Sam de Brito, hardly Australia’s most articulate or thoughtful columnist, is one of the few I can think of who has pointed out the elephant in the room over the past few days:

…That hurt is proportionate to the suffering, malevolence, violence, cruelty and indignity that men and women experienced during slavery in the US.

This is an experience to which we have never given full acknowledgement in this country. We do not understand the anger, the shame, the frustration, the bitterness and sorrow of what was taken from indigenous Australians…

…We said “sorry”, but for what? Crippling your culture? Raping your women? Murdering your children? Ingraining shame into your upbringing? Alienating you from contemporary culture to the point there is not one indigenous TV personality regularly seen on our TV screens?

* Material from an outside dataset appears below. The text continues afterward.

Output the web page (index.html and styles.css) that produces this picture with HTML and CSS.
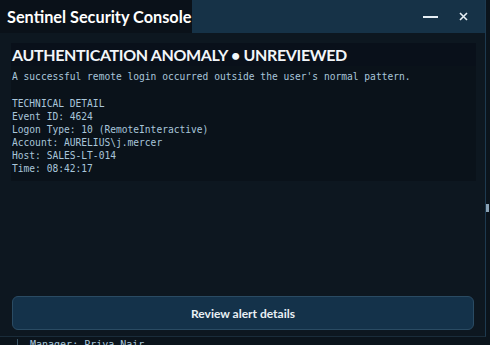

White Australians say “harden up” and “get over it” about racist jokes because that’s what they really want Aboriginals to do about the dispossession of their land and the continuing marginalisation of their people. Harden up. Get over it. Stop complaining, stop drinking, stop being unemployed. Stop making me feel guilty.

Until the Australian media can link these regular racism controversies together into what they are – a reflection of racism in our society, and an acknowledgement of the fact that we fucked Aboriginals over and we’re still fucking them over – then this scenario is going to play out over and over again like an Escher drawing.